The Kelana Jaya line is the country’s most well used metro line, carrying up to 330,000 commuters a day at its peak before the Covid-19 pandemic hit.

Of late, some trainsets had to be removed to allow for their brake systems to be refurbished, slightly ahead of the predicted maintenance cycle.

“For the safety of our commuters, we’re taking this measure to avoid incidents in the future.

“Subsequently, we hope to achieve our target of the ideal frequency of three minutes in November,” Dr Wee said after accompanying Prime Minister Datuk Seri Ismail Sabri Yaakob during the launch of Phase 1 of the Putrajaya MRT line at the Kampung Baru MRT station here yesterday.

In response to public complaints about faulty escalators and lifts at train stations, Dr Wee explained that the ministry had instructed operators to prevent both facilities from breaking down at the same time in order to minimise inconvenience to commuters.

“Regarding the delay in servicing some escalators at certain train stations, this is due to a shortage of replacement parts from manufacturers in China (which were affected by prolonged shutdowns due to Covid-19),” he said, adding that Rapid Rail Sdn Bhd was also working closely with the Occupational Health and Safety Department (DOSH) from the Human Resources Ministry to inspect facilities at transport hubs, especially for commuters with mobility problems.

On this, Dr Wee said that both operators should uphold a high standard of maintenance culture to ensure the serviceability of public facilities.

“While the operators are working hard to maintain the facilities, the public should also play their part by caring for these facilities,” he added.

Meanwhile, Prasarana Malaysia Bhd group president and chief executive officer Mohd Azharuddin Mat Sah said they were currently working hard to speed up the procurement of spare parts from China, adding that Prasarana planned to implement improvements across all rail lines by September.

KTM Bhd chief executive officer Mohd Rani Hisham Samsudin, who was also present, said facilities in KTMB’s network were also facing the same problems.

“Five escalators and elevators along the KTMB stretch in Klang Valley and even the northern corridor are faulty.

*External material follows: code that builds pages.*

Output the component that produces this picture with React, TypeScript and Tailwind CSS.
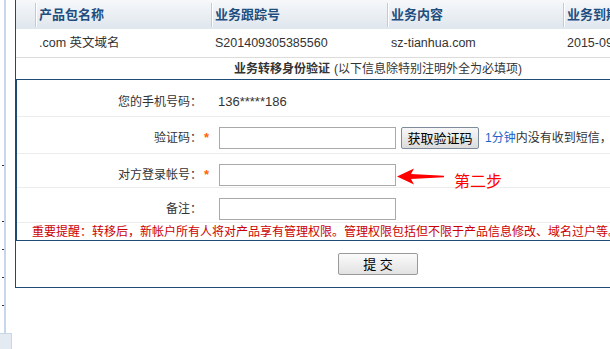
import React from "react";

// Header columns of the product table
const columns = ["产品包名称", "业务跟踪号", "业务内容", "业务到期时间"];
const rowData = [".com 英文域名", "S201409305385560", "sz-tianhua.com", "2015-09-30"];

function Arrow() {
  return (
    <svg width="48" height="17" viewBox="0 0 48 17" className="shrink-0">
      <path d="M0 8.5 L17 0.5 L14 6 L47 7.8 L47 9.2 L14 11 L17 16.5 Z" fill="#ff0000" />
    </svg>
  );
}

function FormRow({
  label,
  required,
  h,
  pt,
  last,
  children,
}: {
  label: string;
  required?: boolean;
  h: string;
  pt: string;
  last?: boolean;
  children?: React.ReactNode;
}) {
  return (
    <div className={`flex items-start ${h} ${pt} ${last ? "" : "border-b border-[#ececec]"}`}>
      <div className="flex items-center h-[22px]">
        <span className="w-[185px] text-right text-[12px] text-[#333]">{label}</span>
        <span className="w-[17px] pl-[2px] text-[13px] font-bold text-[#ff6600]">{required ? "*" : ""}</span>
      </div>
      <div className="flex items-start">{children}</div>
    </div>
  );
}

export default function App() {
  return (
    <div className="w-[610px] h-[349px] overflow-hidden bg-white flex font-['Liberation_Sans','Noto_Sans_CJK_SC',sans-serif]">
      {/* left frame strip */}
      <div className="w-[15px] shrink-0 flex flex-col">
        <div className="h-[333px] flex">
          <div className="w-[2px] ml-[2px] flex flex-col">
            <div className="h-px mt-[165px] bg-[#333]" />
            <div className="h-px mt-[55px] bg-[#333]" />
            <div className="h-px mt-[27px] bg-[#333]" />
            <div className="h-px mt-[27px] bg-[#333]" />
            <div className="h-px mt-[27px] bg-[#333]" />
          </div>
          <div className="w-[2px] bg-[#c6d7ec]" />
        </div>
        <div className="h-[16px] w-[12px] bg-[#e3eaf2] border-t border-r border-[#c9d6e4]" />
      </div>

      <div className="w-[725px] shrink-0">
        {/* product table */}
        <div className="border-l border-[#1c4b75]">
          <div className="h-[29px] flex bg-gradient-to-b from-[#f6f8fa] to-[#dfe6ed]">
            <div className="w-[19px]" />
            {columns.map((c) => (
              <div key={c} className="w-[176px] flex items-center">
                <div className="w-px h-[24px] bg-[#c2cbd5]" />
                <div className="w-px h-[24px] bg-white" />
                <span className="ml-[2px] text-[13px] font-bold text-[#1f4d7e] whitespace-nowrap">{c}</span>
              </div>
            ))}
          </div>
          <div className="h-[29px] flex items-center border-b border-[#dcdcdc]">
            <div className="w-[19px]" />
            {rowData.map((d) => (
              <div key={d} className="w-[176px] pl-[4px] text-[12.5px] text-[#333] whitespace-nowrap">
                {d}
              </div>
            ))}
          </div>
          <div className="h-[21px] flex items-center justify-center text-[12px] text-[#333]">
            <span className="font-bold">业务转移身份验证</span>
            <span className="ml-[4px]">(以下信息除特别注明外全为必填项)</span>
          </div>
        </div>

        {/* verification form */}
        <div className="border-t border-b border-l-2 border-[#1c4b75]">
          <div className="h-[37px] pt-[15px] flex border-b border-[#ececec] text-[12px] text-[#333] leading-[14px]">
            <span className="w-[185px] text-right">您的手机号码：</span>
            <span className="ml-[16px] text-[13px]">136*****186</span>
          </div>
          <FormRow label="验证码：" required h="h-[37px]" pt="pt-[10px]">
            <input className="w-[177px] h-[22px] border border-[#a9a9a9] bg-white outline-none" />
            <button className="ml-[5px] w-[78px] h-[22px] border border-[#7d8c9c] rounded-[2px] bg-gradient-to-b from-[#f7f7f7] to-[#dcdcdc] text-[13px] text-black leading-none">
              获取验证码
            </button>
            <span className="ml-[6px] h-[22px] flex items-center text-[12px] whitespace-nowrap">
              <span className="text-[#1f63c6]">1分钟</span>
              <span className="text-[#333]">内没有收到短信，</span>
            </span>
          </FormRow>
          <FormRow label="对方登录帐号：" required h="h-[34px]" pt="pt-[10px]">
            <input className="w-[177px] h-[22px] border border-[#a9a9a9] bg-white outline-none" />
            <div className="ml-px mt-[4px]">
              <Arrow />
            </div>
            <span className="ml-[9px] mt-[9px] text-[16px] leading-[18px] text-[#ff0000]">第二步</span>
          </FormRow>
          <FormRow label="备注：" h="h-[35px]" pt="pt-[10px]">
            <input className="w-[177px] h-[22px] border border-[#a9a9a9] bg-white outline-none" />
          </FormRow>
          <div className="h-[17px] pl-[15px] flex items-center text-[12px] text-[#cc0000] whitespace-nowrap">
            重要提醒：转移后，新帐户所有人将对产品享有管理权限。管理权限包括但不限于产品信息修改、域名过户等。
          </div>
        </div>

        {/* submit */}
        <div className="h-[47px] pt-[12px] flex justify-center border-l border-b border-[#1c4b75]">
          <button className="w-[80px] h-[22px] border border-[#9a9a9a] rounded-[2px] bg-gradient-to-b from-[#fbfbfb] to-[#e2e2e2] text-[13px] text-black leading-none">
            提 交
          </button>
        </div>
      </div>
    </div>
  );
}
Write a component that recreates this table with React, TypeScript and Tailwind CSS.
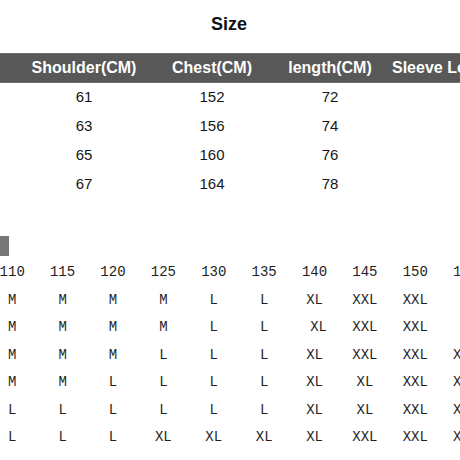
import React from "react";

const top = [
  ["61", "152", "72"],
  ["63", "156", "74"],
  ["65", "160", "76"],
  ["67", "164", "78"],
];

const heights = ["110", "115", "120", "125", "130", "135", "140", "145", "150", "155"];
const rows: string[][] = [
  ["M", "M", "M", "M", "L", "L", "XL", "XXL", "XXL", ""],
  ["M", "M", "M", "M", "L", "L", "XL*", "XXL", "XXL", ""],
  ["M", "M", "M", "L", "L", "L", "XL", "XXL", "XXL", "XXL"],
  ["M", "M", "L", "L", "L", "L", "XL", "XL", "XXL", "XXL"],
  ["L", "L", "L", "L", "L", "L", "XL", "XL", "XXL", "XXL"],
  ["L", "L", "L", "XL", "XL", "XL", "XL", "XXL", "XXL", "XXL"],
];

export default function App() {
  return (
    <div className="w-[460px] h-[460px] bg-white overflow-hidden relative" style={{ fontFamily: '"Liberation Sans", Arial, sans-serif' }}>
      <div className="h-[53px] flex items-center justify-center pb-[4px]">
        <span className="text-[18px] font-bold text-[#111] ml-[-2px]">Size</span>
      </div>
      <div className="h-[30px] bg-[#585858] border-t border-b border-[#6e6e6e] flex items-center whitespace-nowrap text-white font-bold text-[16px]">
        <div className="w-[144px] pl-[24px] text-center shrink-0">Shoulder(CM)</div>
        <div className="w-[136px] text-center shrink-0">Chest(CM)</div>
        <div className="w-[100px] text-center shrink-0">length(CM)</div>
        <div className="pl-[12px] shrink-0">Sleeve Length(CM)</div>
      </div>
      <div className="flex flex-col text-[15px] text-[#161616]">
        {top.map((r, i) => (
          <div key={i} className="h-[29px] flex items-center">
            <div className="w-[144px] pl-[24px] text-center shrink-0">{r[0]}</div>
            <div className="w-[136px] text-center shrink-0">{r[1]}</div>
            <div className="w-[100px] text-center shrink-0">{r[2]}</div>
          </div>
        ))}
      </div>
      <div className="mt-[37px] w-[9px] h-[20px] bg-[#767676]" />
      <div
        className="mt-[3px] ml-[-13px] flex flex-col text-[14px] text-[#1e1e1e]"
        style={{ fontFamily: '"Liberation Mono", "Courier New", monospace' }}
      >
        <div className="h-[27.5px] flex items-center">
          {heights.map((h) => (
            <div key={h} className="w-[50.4px] shrink-0 text-center">{h}</div>
          ))}
        </div>
        {rows.map((r, i) => (
          <div key={i} className="h-[27.5px] flex items-center">
            {r.map((c, j) => (
              <div key={j} className={"w-[50.4px] shrink-0 text-center " + (c === "XL*" ? "pl-[8px]" : "")}>
                {c.replace("*", "")}
              </div>
            ))}
          </div>
        ))}
      </div>
    </div>
  );
}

“We are also waiting for the parts from China, which are expected to take about two to three months.

“To prevent this from happening again, we advise our service providers to maintain inventories so that we can obtain parts more easily,” he said.

The Phase 1 of the Putrajaya line, which begins operations at 3pm yesterday, covers 12 stations – Kwasa Damansara, Kampung Selamat, Sungai Buloh, Damansara Damai, Sri Damansara Barat, Sri Damansara Sentral, Sri Damansara Timur, Metro Prima, Kepong Baru, Jinjang, Sri Delima and Kampung Batu.

During peak hours, the trains will arrive every four minutes, with each trip capable of ferrying 1,200 passengers.

The first phase of this line allows passengers to change over to KTM stations at Sungai Buloh, Sri Damansara Timur (to Kepong Sentral) and Kampung Batu.

By next January, Phase 2 of the Putrajaya MRT line – with another 24 stations – is expected to be ready to serve passengers from Kwasa Damansara to Putrajaya.